BEGIN

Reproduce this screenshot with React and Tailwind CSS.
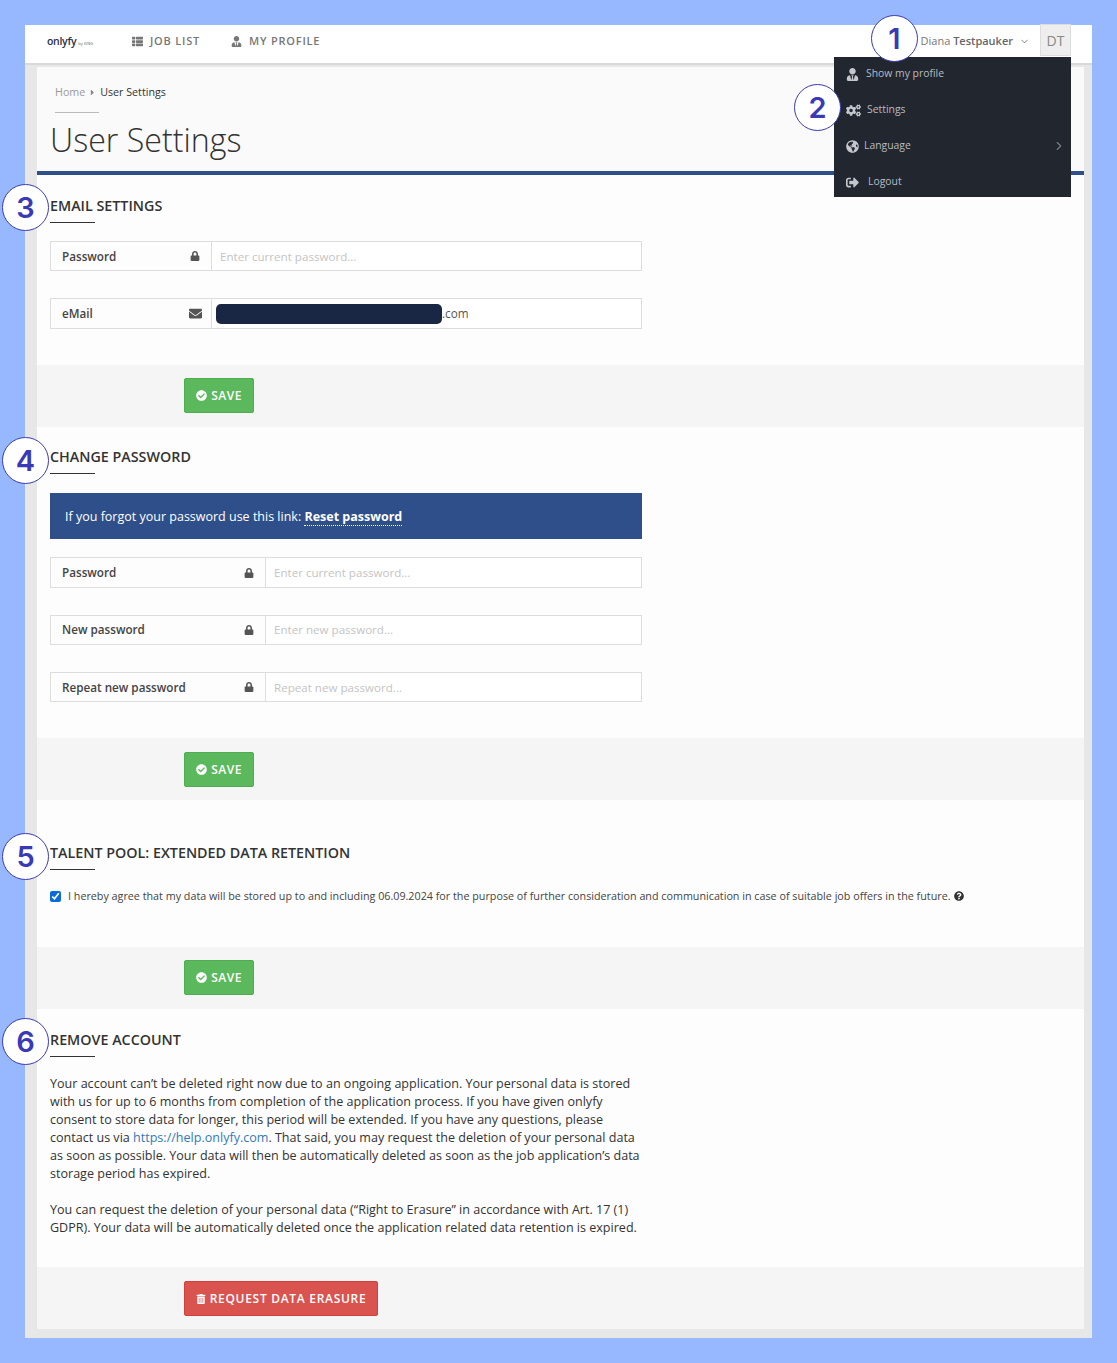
import { FaThList, FaUserTie, FaCogs, FaGlobeAmericas, FaSignOutAlt, FaLock, FaEnvelope, FaCheckCircle, FaQuestionCircle, FaTrashAlt, FaCaretRight } from "react-icons/fa";
import { LuChevronDown, LuChevronRight } from "react-icons/lu";

function Marker({ n, className }) {
  return (
    <div className={`absolute w-[47px] h-[47px] rounded-full border-[1.5px] border-[#3a3ab4] bg-white flex items-center justify-center text-[#3a3ab4] text-[29px] font-semibold font-['Inter',sans-serif] ${className}`}>
      {n}
    </div>
  );
}

function SectionTitle({ children }) {
  return (
    <div>
      <h2 className="text-[14.3px] leading-[20px] font-semibold text-[#333]">{children}</h2>
      <div className="w-[45px] h-px bg-[#333] mt-[6px]"></div>
    </div>
  );
}

function Field({ label, icon, placeholder, labelWidth, value, h = "h-[30px]", textNudge = "" }) {
  return (
    <div className={`flex w-[592px] border border-[#ddd] bg-white ${h}`}>
      <div className={`flex items-center justify-between pl-[11px] pr-[11px] border-r border-[#ddd] bg-[#fdfdfd] text-[#444] text-[11.7px] font-semibold shrink-0 ${labelWidth}`}>
        <span className={textNudge}>{label}</span>
        <span className="text-[#555] text-[10px]">{icon}</span>
      </div>
      {value ? (
        <div className="flex items-center pl-[4px] text-[#555] text-[11.7px]">
          <div className="w-[226px] h-[20px] rounded-[5px] bg-[#1a2744]"></div>
          <span>.com</span>
        </div>
      ) : (
        <div className={`flex items-center pl-[8px] text-[11.6px] text-[#c4c4c4] font-normal ${textNudge}`}>{placeholder}</div>
      )}
    </div>
  );
}

function FooterStrip({ children, className }) {
  return <div className={`bg-[#f5f5f5] h-[62px] pl-[147px] ${className}`}>{children}</div>;
}

function SaveButton() {
  return (
    <button className="flex items-center gap-[4px] h-[35px] w-[70px] justify-center rounded-[2px] border border-[#4cae4c] bg-[#5cb85c] text-white text-[12px] font-semibold tracking-[0.5px]">
      <FaCheckCircle className="text-[11px]" />
      SAVE
    </button>
  );
}

function MenuItem({ icon, label, gap, right }) {
  return (
    <div className="flex items-center h-[36px] pl-[12px] pr-[5px] text-[10.4px] text-[#b8bcc2]">
      <span className="text-[13px] text-[#c4c7cb]">{icon}</span>
      <span className={gap}>{label}</span>
      {right && <LuChevronRight className="ml-auto text-[14px] text-[#777c84]" />}
    </div>
  );
}

export default function App() {
  return (
    <div className="relative min-h-[1363px] bg-[#97b8ff] pt-[25px] px-[25px] pb-[25px] font-['Open_Sans',sans-serif]">
      <div className="bg-[#e7e7e7]">
        <header className="flex items-center h-[40px] bg-white border-b-2 border-[#d8d8d8] pl-[22px]">
          <div className="w-[85px] flex items-baseline text-[#2a3242] -mt-[4px]">
            <span className="text-[10.5px] font-semibold tracking-[-0.3px]">onlyfy</span>
            <span className="text-[4px] ml-[2px] text-[#666]">by XING</span>
          </div>
          <nav className="flex items-center text-[11px] font-semibold tracking-[0.8px] text-[#777] -mt-[6px]">
            <span className="flex items-center gap-[7px] w-[99px]"><FaThList className="text-[11px]" />JOB LIST</span>
            <span className="flex items-center gap-[7px]"><FaUserTie className="text-[11px]" />MY PROFILE</span>
          </nav>
          <div className="ml-auto mr-[21px] flex items-start h-[38px] -mt-[2px] text-[11px] text-[#777]">
            <span className="mt-[9px]">Diana <b className="font-semibold text-[#666]">Testpauker</b></span>
            <LuChevronDown className="ml-[6px] mt-[12px] text-[11px]" />
            <div className="ml-[10px] w-[31px] h-[32px] flex items-center justify-center bg-[#eee] border border-[#ddd] text-[14px] text-[#888]">DT</div>
          </div>
        </header>

        <main className="ml-[12px] mr-[8px] mt-[2px] pb-[9px]">
          <div className="bg-[#fafafa] h-[108px] border-b-4 border-[#2f4f8b] pl-[18px] pt-[17px]">
            <div className="flex items-center text-[10.7px] leading-[16px]">
              <span className="text-[#999]">Home</span>
              <FaCaretRight className="mx-[3px] text-[9px] text-[#888]" />
              <span className="text-[#333]">User Settings</span>
            </div>
            <div className="w-[44px] h-px bg-[#bbb] mt-[12px]"></div>
            <h1 className="-ml-[5px] mt-[8px] text-[32.2px] leading-[38px] font-light text-[#333]">User Settings</h1>
          </div>

          <section className="bg-[#fdfdfd] h-[190px] px-[13px] pt-[21px]">
            <SectionTitle>EMAIL SETTINGS</SectionTitle>
            <div className="mt-[18px] flex flex-col gap-[27px]">
              <Field label="Password" icon={<FaLock />} placeholder="Enter current password..." labelWidth="w-[161px]" textNudge="pt-[1px]" />
              <Field label="eMail" icon={<FaEnvelope className="text-[13px] -mr-[2px]" />} value labelWidth="w-[161px]" h="h-[31px]" />
            </div>
          </section>
          <FooterStrip className="pt-[13px]"><SaveButton /></FooterStrip>

          <section className="bg-[#fdfdfd] h-[311px] px-[13px] pt-[20px]">
            <SectionTitle>CHANGE PASSWORD</SectionTitle>
            <div className="mt-[19px] w-[592px] h-[46px] flex items-center pl-[15px] pt-[2px] bg-[#2f4f8b] text-[12.5px] text-white">
              <span>If you forgot your password use this link: <b className="font-bold border-b border-dotted border-white">Reset password</b></span>
            </div>
            <div className="mt-[18px] flex flex-col gap-[27px]">
              <Field label="Password" icon={<FaLock />} placeholder="Enter current password..." labelWidth="w-[215px]" h="h-[31px]" />
              <Field label="New password" icon={<FaLock />} placeholder="Enter new password..." labelWidth="w-[215px]" />
              <Field label="Repeat new password" icon={<FaLock />} placeholder="Repeat new password..." labelWidth="w-[215px]" textNudge="pt-[1px]" />
            </div>
          </section>
          <FooterStrip className="pt-[14px]"><SaveButton /></FooterStrip>

          <section className="bg-[#fdfdfd] h-[147px] px-[13px] pt-[43px]">
            <SectionTitle>TALENT POOL: EXTENDED DATA RETENTION</SectionTitle>
            <div className="mt-[18px] flex items-center text-[10.75px] text-[#444]">
              <input type="checkbox" checked readOnly className="w-[11px] h-[11px] mr-[7px] accent-[#0b6bdc]" />
              <span>I hereby agree that my data will be stored up to and including 06.09.2024 for the purpose of further consideration and communication in case of suitable job offers in the future.</span>
              <FaQuestionCircle className="ml-[3px] text-[10px] text-[#333]" />
            </div>
          </section>
          <FooterStrip className="pt-[13px]"><SaveButton /></FooterStrip>

          <section className="bg-[#fdfdfd] h-[258px] px-[13px] pt-[21px]">
            <SectionTitle>REMOVE ACCOUNT</SectionTitle>
            <div className="mt-[18px] w-[592px] text-[12.55px] leading-[18px] text-[#333]">
              <p>
                Your account can’t be deleted right now due to an ongoing application. Your personal data is stored with us for up to 6 months from completion of the application process. If you have given onlyfy consent to store data for longer, this period will be extended. If you have any questions, please contact us via <a className="text-[#337ab7]">https://help.onlyfy.com</a>. That said, you may request the deletion of your personal data as soon as possible. Your data will then be automatically deleted as soon as the job application’s data storage period has expired.
              </p>
              <p className="mt-[18px]">
                You can request the deletion of your personal data (“Right to Erasure” in accordance with Art. 17 (1) GDPR). Your data will be automatically deleted once the application related data retention is expired.
              </p>
            </div>
          </section>
          <FooterStrip className="pt-[14px]">
            <button className="flex items-center gap-[4px] h-[35px] w-[194px] justify-center rounded-[2px] border border-[#d43f3a] bg-[#d9534f] text-white text-[12px] font-semibold tracking-[0.7px]">
              <FaTrashAlt className="text-[10px]" />
              REQUEST DATA ERASURE
            </button>
          </FooterStrip>
        </main>
      </div>

      <div className="absolute left-[834px] top-[57px] w-[237px] h-[140px] bg-[#21262f]">
        <div className="-mt-[1px]">
          <MenuItem icon={<FaUserTie />} label="Show my profile" gap="ml-[7px]" />
          <MenuItem icon={<FaCogs className="text-[15px]" />} label="Settings" gap="ml-[6px]" />
          <MenuItem icon={<FaGlobeAmericas />} label="Language" gap="ml-[5px]" right />
          <MenuItem icon={<FaSignOutAlt />} label="Logout" gap="ml-[9px]" />
        </div>
      </div>

      <Marker n="1" className="left-[871px] top-[15px]" />
      <Marker n="2" className="left-[794px] top-[84px]" />
      <Marker n="3" className="left-[2px] top-[184px]" />
      <Marker n="4" className="left-[2px] top-[437px]" />
      <Marker n="5" className="left-[2px] top-[833px]" />
      <Marker n="6" className="left-[2px] top-[1018px]" />
    </div>
  );
}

END

* _Given request_:
Extract each line from the listing that holds the word "this".

* _Right answer_:
Reproduce this screenshot with React and Tailwind CSS.
              <span>If you forgot your password use this link: <b className="font-bold border-b border-dotted border-white">Reset password</b></span>
                Your account can’t be deleted right now due to an ongoing application. Your personal data is stored with us for up to 6 months from completion of the application process. If you have given onlyfy consent to store data for longer, this period will be extended. If you have any questions, please contact us via <a className="text-[#337ab7]">https://help.onlyfy.com</a>. That said, you may request the deletion of your personal data as soon as possible. Your data will then be automatically deleted as soon as the job application’s data storage period has expired.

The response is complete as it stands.